Mariana Ribeiro


Mariana Ribeiro doesn’t necessarily suggest that you quit your stable job at a bank right after finishing Impact! Design for Social Change program to launch your own social venture, but that’s what she did and it turned out rather well for her.

Mariana and Fernanda Cabral—her friend and co-worker at the bank—attended Impact! in 2012 with the hopes of developing their idea for a project that would celebrate social entrepreneurship in their home country of Brazil. They returned and immediately left their jobs to work on Imagina na Copa full time. Imagina na Copa is a multi-media campaign that showcases stories of young people driving social change in Brazil; it also used the 2014 World Cup as a call to action for others to make social change themselves through missions and workshops. During the project, they and their team traveled to all of Brazil’s 26 states and produced 75 stories that showcased 150 social entrepreneurs.

One of the most popular stories was “Que onibus passa aqui?” (Which bus stops here?), which highlights a project by a group of young designers in Porto Alegre. In most of Brazil’s cities, the bus stops don’t have proper signage explaining which busses can be found at each stop. The designers made a sticker that can be placed at a stop and information is crowd-sourced by users simply writing which busses stop there. The idea was a success and Imagina na Copa made the idea into one of their missions, posting the sticker on their website for people to download and use in their own cities. Over 10,000 downloads later, the idea was implemented in cities across the country and even officially co-opted by some governments.

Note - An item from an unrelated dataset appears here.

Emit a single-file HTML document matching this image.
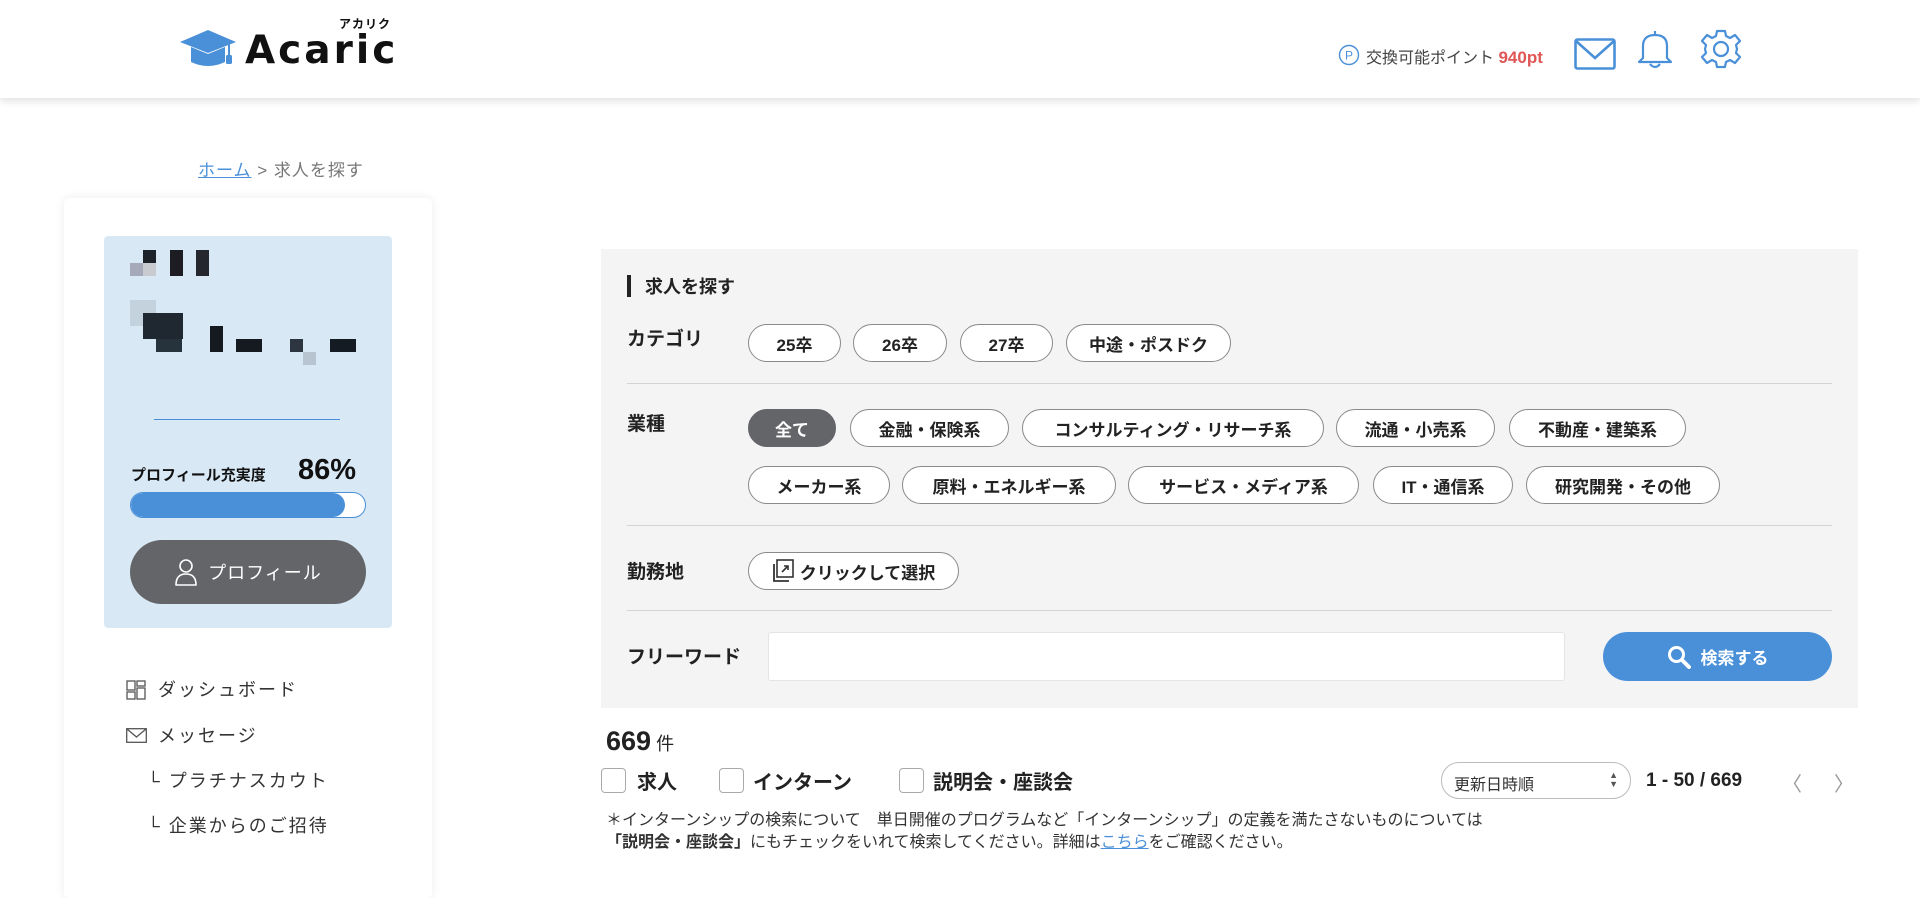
<!DOCTYPE html>
<html><head><meta charset="utf-8"><style>
*{box-sizing:border-box;margin:0;padding:0}
body{width:1920px;height:863px;overflow:hidden;background:#fff;font-family:"Liberation Sans","Noto Sans CJK JP",sans-serif;color:#333;position:relative}
.abs{position:absolute}
header{position:absolute;left:0;top:0;width:1920px;height:98px;background:#fff;box-shadow:0 3px 8px rgba(0,0,0,.12);z-index:2}
.pill{position:absolute;height:38px;border:1px solid #8a8a8a;border-radius:19px;background:#fff;font-size:17px;font-weight:bold;display:flex;align-items:center;justify-content:center;color:#222}
.lbl{position:absolute;left:627px;font-size:19px;font-weight:bold;color:#222}
.div{position:absolute;left:627px;width:1205px;height:1px;background:#d4d4d4}
.cb{position:absolute;top:768px;width:25px;height:25px;border:1px solid #aaa;border-radius:4px;background:#fff}
.cbt{position:absolute;top:766px;font-size:20px;font-weight:bold;color:#222}
.menu{position:absolute;font-size:18px;letter-spacing:2px;color:#333}
</style></head><body>
<header>
<svg class="abs" style="left:178px;top:28px" width="62" height="42" viewBox="0 0 62 42"><path d="M2 14 L30 2 L58 14 L30 25 Z" fill="#4a90d9"/><path d="M13 19 V34 Q30 42 47 34 V19 L30 26 Z" fill="#4a90d9"/><rect x="50" y="15" width="2" height="13" fill="#4a90d9"/><rect x="48" y="27" width="6" height="9" rx="1.5" fill="#4a90d9"/></svg>
<div class="abs" style="left:245px;top:29px;font-size:39px;font-weight:bold;color:#111;letter-spacing:3px;font-family:'DejaVu Sans','Liberation Sans',sans-serif;line-height:44px">Acaric</div>
<div class="abs" style="left:339px;top:17px;font-size:12px;font-weight:bold;color:#111;letter-spacing:1px;line-height:14px">アカリク</div>
<svg class="abs" style="left:1338px;top:44px" width="22" height="22" viewBox="0 0 22 22"><circle cx="11" cy="11" r="9.5" fill="none" stroke="#4a90d9" stroke-width="1.4"/><text x="11" y="15.5" text-anchor="middle" font-size="12" fill="#4a90d9" font-family="Liberation Sans">P</text></svg>
<div class="abs" style="left:1366px;top:44px;font-size:16px;color:#444">交換可能ポイント <span style="color:#e05555;font-weight:bold;font-size:17px">940pt</span></div>
<svg class="abs" style="left:1574px;top:38px" width="42" height="32" viewBox="0 0 42 32"><rect x="1.5" y="1.5" width="39" height="29" rx="2" fill="none" stroke="#4a90d9" stroke-width="2.6"/><path d="M2 3 L21 20 L40 3" fill="none" stroke="#4a90d9" stroke-width="2.6"/></svg>
<svg class="abs" style="left:1636px;top:28px" width="38" height="42" viewBox="0 0 38 42"><path d="M19 3 V6 M7 30 V18 Q7 7 19 7 Q31 7 31 18 V30 L35 34 H3 Z M14 36 Q19 42 24 36" fill="none" stroke="#4a90d9" stroke-width="2.2" stroke-linejoin="round"/></svg>
<svg class="abs" style="left:1700px;top:28px" width="42" height="42" viewBox="0 0 42 42"><path d="M17 3 H25 L26 8 L30 10 L35 7 L40 13 L36 17 L37 21 L36 25 L40 29 L35 35 L30 32 L26 34 L25 39 H17 L16 34 L12 32 L7 35 L2 29 L6 25 L5 21 L6 17 L2 13 L7 7 L12 10 L16 8 Z" fill="none" stroke="#4a90d9" stroke-width="2.2" stroke-linejoin="round"/><circle cx="21" cy="21" r="7" fill="none" stroke="#4a90d9" stroke-width="2.2"/></svg>
</header>
<div class="abs" style="left:198px;top:156px;font-size:17px;color:#777;letter-spacing:1px"><span style="color:#4a90d9;text-decoration:underline">ホーム</span> &gt; 求人を探す</div>

<div class="abs" style="left:64px;top:198px;width:368px;height:700px;background:#fff;box-shadow:0 0 10px rgba(0,0,0,.08);border-radius:6px"></div>
<div class="abs" style="left:104px;top:236px;width:288px;height:392px;background:#d9e8f5;border-radius:4px"></div>
<div class="abs" style="left:130px;top:263px;width:13px;height:13px;background:#99a;opacity:.8"></div>
<div class="abs" style="left:143px;top:263px;width:13px;height:13px;background:#c8ccd0"></div>
<div class="abs" style="left:143px;top:250px;width:13px;height:13px;background:#1c2229"></div>
<div class="abs" style="left:170px;top:250px;width:13px;height:26px;background:#1c1c22"></div>
<div class="abs" style="left:196px;top:250px;width:13px;height:26px;background:#24272e"></div>
<div class="abs" style="left:130px;top:300px;width:26px;height:26px;background:#c4d2de"></div>
<div class="abs" style="left:143px;top:313px;width:40px;height:26px;background:#1f2730"></div>
<div class="abs" style="left:156px;top:339px;width:26px;height:13px;background:#26323c"></div>
<div class="abs" style="left:210px;top:326px;width:13px;height:26px;background:#141a20"></div>
<div class="abs" style="left:236px;top:339px;width:26px;height:13px;background:#141a20"></div>
<div class="abs" style="left:290px;top:339px;width:13px;height:13px;background:#2c3540"></div>
<div class="abs" style="left:303px;top:352px;width:13px;height:13px;background:#b8c4cf"></div>
<div class="abs" style="left:330px;top:339px;width:26px;height:13px;background:#151b22"></div>
<div class="abs" style="left:154px;top:419px;width:186px;height:1px;background:#4a90d9"></div>
<div class="abs" style="left:131px;top:464px;font-size:15px;font-weight:bold;color:#111">プロフィール充実度</div>
<div class="abs" style="left:298px;top:454px;font-size:29px;font-weight:bold;color:#111">86%</div>
<div class="abs" style="left:130px;top:492px;width:236px;height:26px;border:1.5px solid #4a90d9;border-radius:13px;background:#fff;overflow:hidden"><div style="width:214px;height:100%;background:#4a90d9;border-radius:13px"></div></div>
<div class="abs" style="left:130px;top:540px;width:236px;height:64px;background:#646568;border-radius:32px;color:#fff;font-size:18px;letter-spacing:1px;display:flex;align-items:center;justify-content:center;gap:10px"><svg width="24" height="28" viewBox="0 0 24 28"><circle cx="12" cy="8" r="6" fill="none" stroke="#fff" stroke-width="1.6"/><path d="M2 27 Q2 16 12 16 Q22 16 22 27 Z" fill="none" stroke="#fff" stroke-width="1.6" stroke-linejoin="round"/></svg>プロフィール</div>
<svg class="abs" style="left:126px;top:680px" width="20" height="20" viewBox="0 0 20 20"><g fill="none" stroke="#555" stroke-width="1.3"><rect x="1" y="1" width="8" height="9"/><rect x="11" y="1" width="8" height="5"/><rect x="1" y="12" width="8" height="7"/><rect x="11" y="8" width="8" height="11"/></g></svg>
<div class="menu" style="left:158px;top:676px">ダッシュボード</div>
<svg class="abs" style="left:126px;top:728px" width="21" height="15" viewBox="0 0 21 15"><rect x=".7" y=".7" width="19.6" height="13.6" fill="none" stroke="#555" stroke-width="1.3"/><path d="M1 1 L10.5 9 L20 1" fill="none" stroke="#555" stroke-width="1.3"/></svg>
<div class="menu" style="left:158px;top:722px">メッセージ</div>
<div class="menu" style="left:147px;top:767px">└ プラチナスカウト</div>
<div class="menu" style="left:147px;top:812px">└ 企業からのご招待</div>

<div class="abs" style="left:601px;top:249px;width:1257px;height:459px;background:#f4f4f4"></div>
<div class="abs" style="left:627px;top:275px;width:4px;height:22px;background:#222"></div>
<div class="abs" style="left:645px;top:273px;font-size:18px;font-weight:bold;color:#222">求人を探す</div>
<div class="lbl" style="top:324px">カテゴリ</div>
<div class="pill" style="left:748px;top:324px;width:93px">25卒</div>
<div class="pill" style="left:853px;top:324px;width:94px">26卒</div>
<div class="pill" style="left:960px;top:324px;width:93px">27卒</div>
<div class="pill" style="left:1066px;top:324px;width:165px">中途・ポスドク</div>
<div class="div" style="top:383px"></div>
<div class="lbl" style="top:409px">業種</div>
<div class="pill" style="left:748px;top:409px;width:88px;background:#646568;border-color:#646568;color:#fff">全て</div>
<div class="pill" style="left:850px;top:409px;width:159px">金融・保険系</div>
<div class="pill" style="left:1022px;top:409px;width:302px">コンサルティング・リサーチ系</div>
<div class="pill" style="left:1336px;top:409px;width:159px">流通・小売系</div>
<div class="pill" style="left:1509px;top:409px;width:177px">不動産・建築系</div>
<div class="pill" style="left:748px;top:466px;width:142px">メーカー系</div>
<div class="pill" style="left:902px;top:466px;width:214px">原料・エネルギー系</div>
<div class="pill" style="left:1128px;top:466px;width:231px">サービス・メディア系</div>
<div class="pill" style="left:1373px;top:466px;width:140px">IT・通信系</div>
<div class="pill" style="left:1526px;top:466px;width:194px">研究開発・その他</div>
<div class="div" style="top:525px"></div>
<div class="lbl" style="top:557px">勤務地</div>
<div class="pill" style="left:748px;top:552px;width:211px;gap:6px"><svg width="22" height="24" viewBox="0 0 22 24"><rect x="5" y="1" width="16" height="17" fill="none" stroke="#333" stroke-width="1.6"/><path d="M2 5 V22 H17" fill="none" stroke="#333" stroke-width="1.8"/><path d="M10 13 L16 7 M12 7 H16 V11" fill="none" stroke="#333" stroke-width="1.6"/></svg>クリックして選択</div>
<div class="div" style="top:610px"></div>
<div class="lbl" style="top:642px">フリーワード</div>
<div class="abs" style="left:768px;top:632px;width:797px;height:49px;background:#fff;border:1px solid #e4e4e4;border-radius:3px"></div>
<div class="abs" style="left:1603px;top:632px;width:229px;height:49px;background:#4a90d9;border-radius:25px;color:#fff;font-size:17px;font-weight:bold;display:flex;align-items:center;justify-content:center;gap:10px"><svg width="24" height="24" viewBox="0 0 24 24"><circle cx="9.5" cy="9.5" r="7" fill="none" stroke="#fff" stroke-width="3"/><path d="M15 15 L22 22" stroke="#fff" stroke-width="4" stroke-linecap="round"/></svg>検索する</div>

<div class="abs" style="left:606px;top:726px;font-size:27px;font-weight:bold;color:#222">669<span style="font-size:18px;font-weight:normal"> 件</span></div>
<div class="cb" style="left:601px"></div><div class="cbt" style="left:637px">求人</div>
<div class="cb" style="left:719px"></div><div class="cbt" style="left:753px">インターン</div>
<div class="cb" style="left:899px"></div><div class="cbt" style="left:933px">説明会・座談会</div>
<div class="abs" style="left:1441px;top:762px;width:190px;height:37px;border:1px solid #bbb;border-radius:18px;background:#fff;font-size:16px;padding:8px 12px;color:#333">更新日時順<span style="position:absolute;right:12px;top:8px;font-size:9px;line-height:9px;color:#555">▲<br>▼</span></div>
<div class="abs" style="left:1646px;top:770px;font-size:19px;font-weight:bold;color:#222">1 - 50 / 669</div>
<div class="abs" style="left:1782px;top:768px;font-size:20px;color:#999">〈</div>
<div class="abs" style="left:1834px;top:768px;font-size:20px;color:#999">〉</div>
<div class="abs" style="left:606px;top:810px;font-size:16px;color:#333;line-height:22px">＊インターンシップの検索について　単日開催のプログラムなど「インターンシップ」の定義を満たさないものについては<br><b>「説明会・座談会」</b>にもチェックをいれて検索してください。詳細は<span style="color:#4a90d9;text-decoration:underline">こちら</span>をご確認ください。</div>
</body></html>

All of Imagina na Copa’s stories are in Portuguese but a few have been translated into English:

  • Bike Anjo – Bike Angel: A network of volunteers that help people who want to start biking in the city.
  • Teto – A NGO that engages youth to build affordable housing for people in very poor living situations in Brazilian favelas.
  • Meu Rio – My Rio: An online platform that allows Cariocas to have a say in what’s happening in the city

The decision to launch Imagina na Copa was cemented by words of encouragement from Martin Case, a teacher at Impact! who, sadly, has since passed away. He taught them the power of incorporating their own personal narrative in their project and how important it is to map out all of their relationships and support. Once he saw how robust their support map was, he strongly suggested they take the leap and make Imagina na Copa a full-time gig.

When asked what advice Mariana would give to this year’s students, she says, “I would give the same advice that Martin gave us: make sure you have a support network. Make sure you are not doing it by yourself. Make sure you have people there to support you. I don’t only mean financially, but your relationship map should be aware of the change you are up to.”

A video created by Google about Imagina na Copa
Imagina na Copa wrapped up after the World Cup ended in 2014 but Mariana’s team members have since developed another social venture, Imagina Coletivo, which they are currently crowdfunding. Just a few months ago, Mariana moved to New York City and got a strategy job at Purpose, which is a firm that works with corporations, social institutions, NGOs to create movements that help to shape the world and make positive change. They also curate their own projects and incubations. Mariana explains, “It’s a very good next step from the work at Imagina na Copa because what we did was very local and here at Purpose we’re always talking global.”

Mariana was able to use the skills she learned at Impact! to successfully implement her own project and then leverage that experience to land a top job in the social impact design field. For her, at the heart of it all is human-centered-design. She explains, “the biggest takeaway from Impact! was how you design change using humans as the center of everything. We used that at Imagina na Copa a lot. We always considered people first in whatever we were doing and I still do this today, even with big, global campaigns. Are people going to be engaged? Are we really creating something that makes a difference for them?” Mariana has tons of experience telling others stories of creating social change, but we think her story is one definitely worth sharing.